During last month’s BET Awards, some fans on Twitter expressed confusion at the presence of Jack Harlow at the ceremony and his nominations, as Harlow isn’t Black despite his participation in what he acknowledges is a traditionally Black genre. He addressed the debate in a new interview with Yahoo!, saying, “I feel blessed to have a voice in this period because, one, I’m not a street artist, and two, I’m not Black. The only thing keeping me here right now is that level of authenticity, of being myself.”

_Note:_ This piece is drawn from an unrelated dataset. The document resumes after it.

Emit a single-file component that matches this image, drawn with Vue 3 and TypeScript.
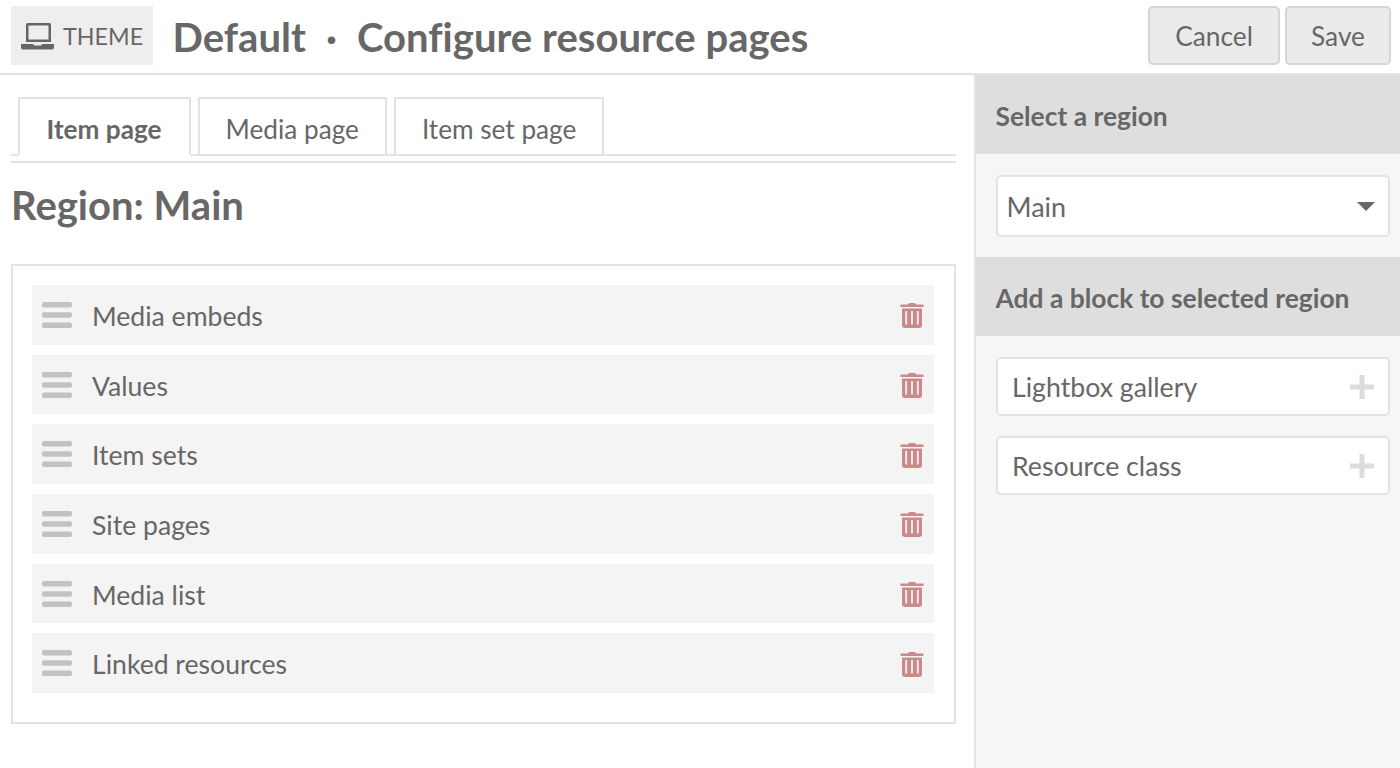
<script setup lang="ts">
const tabs: string[] = ['Item page', 'Media page', 'Item set page']
const blocks: string[] = ['Media embeds', 'Values', 'Item sets', 'Site pages', 'Media list', 'Linked resources']
const addable: string[] = ['Lightbox gallery', 'Resource class']
</script>

<template>
  <div class="page">
    <header class="top">
      <div class="badge">
        <svg class="laptop" width="35" height="28" viewBox="0 0 35 28">
          <path d="M6 2.500A1.500 1.500 0 0 1 7.500 1h22A1.500 1.500 0 0 1 31 2.500V20H6Zm2.500 1V17.500h20V3.500Z" fill="#666" fill-rule="evenodd" />
          <path d="M1 22h12l1 1.500h7l1-1.500h12v3.500a2 2 0 0 1-2 2H3a2 2 0 0 1-2-2Z" fill="#666" />
        </svg>
        <span>THEME</span>
      </div>
      <h1>Default<span class="dot">·</span>Configure resource pages</h1>
      <div class="actions">
        <button class="btn cancel">Cancel</button>
        <button class="btn save">Save</button>
      </div>
    </header>
    <div class="body">
      <main class="main">
        <nav class="tabs">
          <div v-for="(t, i) in tabs" :key="t" class="tab" :class="{ active: i === 0 }">{{ t }}</div>
        </nav>
        <h2>Region: Main</h2>
        <section class="blocks">
          <div v-for="b in blocks" :key="b" class="row">
            <svg class="grip" width="30" height="26" viewBox="0 0 30 26">
              <rect y="0" width="30" height="5.500" rx="2" fill="#c2c2c2" />
              <rect y="10.300" width="30" height="5.500" rx="2" fill="#c2c2c2" />
              <rect y="20.500" width="30" height="5.500" rx="2" fill="#c2c2c2" />
            </svg>
            <span class="label">{{ b }}</span>
            <svg class="trash" width="24" height="27" viewBox="0 0 24 27">
              <path d="M0.500 3.500h7.500l1-1.500h6l1 1.500h7.500v2.500H0.500Z" fill="#cb8a8a" />
              <path d="M2 7.500h20V24a3 3 0 0 1-3 3H5a3 3 0 0 1-3-3Zm3.300 2.500v13.500h1.800V10Zm5.800 0v13.500h1.800V10Zm5.800 0v13.500h1.800V10Z" fill="#cb8a8a" fill-rule="evenodd" />
            </svg>
          </div>
        </section>
      </main>
      <aside class="side">
        <div class="side-title">Select a region</div>
        <div class="side-pad select-pad">
          <div class="select">
            <span>Main</span>
            <i class="caret"></i>
          </div>
        </div>
        <div class="side-title">Add a block to selected region</div>
        <div class="side-pad add-list">
          <div v-for="a in addable" :key="a" class="add">
            <span>{{ a }}</span>
            <svg width="24" height="24" viewBox="0 0 24 24">
              <path d="M9.500 0h5v9.500H24v5h-9.500V24h-5v-9.500H0v-5h9.500Z" fill="#dcdcdc" />
            </svg>
          </div>
        </div>
      </aside>
    </div>
  </div>
</template>

<style>
html, body { margin: 0; background: #fff; }
</style>

<style scoped>
.page {
  width: 1400px;
  height: 768px;
  overflow: hidden;
  display: flex;
  flex-direction: column;
  font-family: Lato, "Liberation Sans", sans-serif;
  color: #676767;
  background: #fff;
}
.top {
  height: 75px;
  box-sizing: border-box;
  flex: none;
  display: flex;
  align-items: flex-start;
  border-bottom: 2px solid #e3e3e3;
  padding: 6px 9px 0 11px;
}
.badge {
  width: 142px;
  height: 59px;
  background: #eee;
  display: flex;
  align-items: center;
  box-sizing: border-box;
  padding-left: 9px;
  font-size: 23.300px;
  gap: 8px;
}
h1 {
  margin: 0 0 0 19.500px;
  font-size: 40px;
  line-height: 62px;
  font-weight: 700;
  white-space: nowrap;
  letter-spacing: 0.03px;
}
.dot { display: inline-block; width: 51px; text-align: center; }
.actions { margin-left: auto; display: flex; gap: 5px; }
.btn {
  height: 59px;
  background: #ebebeb;
  border: 2px solid #d5d5d5;
  border-radius: 5px;
  color: #676767;
  font: 400 26.300px Lato, sans-serif;
  padding: 0;
}
.cancel { width: 132px; }
.save { width: 106px; }
.body { flex: 1; display: flex; min-height: 0; }
.main { flex: none; box-sizing: border-box; width: 976px; padding: 22px 18px 0 11px; border-right: 2px solid #e3e3e3; }
.tabs {
  height: 66px;
  box-sizing: border-box;
  display: flex;
  gap: 7px;
  padding-left: 6.500px;
  border-bottom: 2px solid #e3e3e3;
  box-shadow: inset 0 -5px 0 #fff, inset 0 -7px 0 #e3e3e3;
}
.tab {
  height: 55px;
  box-sizing: content-box;
  border: 2px solid #e3e3e3;
  font-size: 26.200px;
  line-height: 60px;
  padding: 0 26px;
  background: #fff;
}
.tab.active { font-weight: 700; border-bottom-color: #fff; padding: 0 27px; }
h2 { margin: 17px 0 34px; font-size: 40px; line-height: 50px; font-weight: 700; }
.blocks {
  height: 460px;
  box-sizing: border-box;
  border: 2px solid #e3e3e3;
  padding: 19px 20px 19px 19px;
  display: flex;
  flex-direction: column;
  gap: 10px;
}
.row {
  height: 59.700px;
  flex: none;
  background: #f4f4f4;
  display: flex;
  align-items: center;
  padding: 0 10px;
  font-size: 26.600px;
}
.grip { flex: none; }
.label { margin: 2px 0 0 20px; flex: 1; }
.trash { flex: none; }
.side { flex: 1; background: #f6f6f6; }
.side-title {
  height: 79px;
  background: #dedede;
  box-sizing: border-box;
  padding-left: 19.500px;
  font-size: 26.400px;
  font-weight: 700;
  line-height: 82px;
}
.side-pad { padding: 21px 10px 0 19.500px; }
.select-pad { height: 103px; box-sizing: border-box; }
.select, .add {
  box-sizing: border-box;
  background: #fff;
  border: 2px solid #e3e3e3;
  border-radius: 5px;
  display: flex;
  align-items: center;
  justify-content: space-between;
  font-size: 26.700px;
}
.select { height: 62px; padding: 0 13px 0 9px; font-size: 27px; }
.caret { width: 0; height: 0; border: 9px solid transparent; border-top: 9px solid #666; border-bottom: 0; }
.add-list { display: flex; flex-direction: column; gap: 20px; }
.add { height: 59px; padding: 0 14px 0 14.500px; }
</style>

Harlow, who was nominated for Best New Artist, Best Male Hip-Hop Artist, and Best Song for his “What’s Poppin” remix featuring DaBaby, Tory Lanez, and Lil Wayne, appears to take in stride both the light backlash against him and the cultural shift that led up to it. He compared the modern era to the blog rap era when artists like Mac Miller and Asher Roth were seemingly being accepted into hip-hop spaces more readily than some of their predecessors. Although white rappers have always flourished economically, not all of them appeared at the BET Awards or received nominations.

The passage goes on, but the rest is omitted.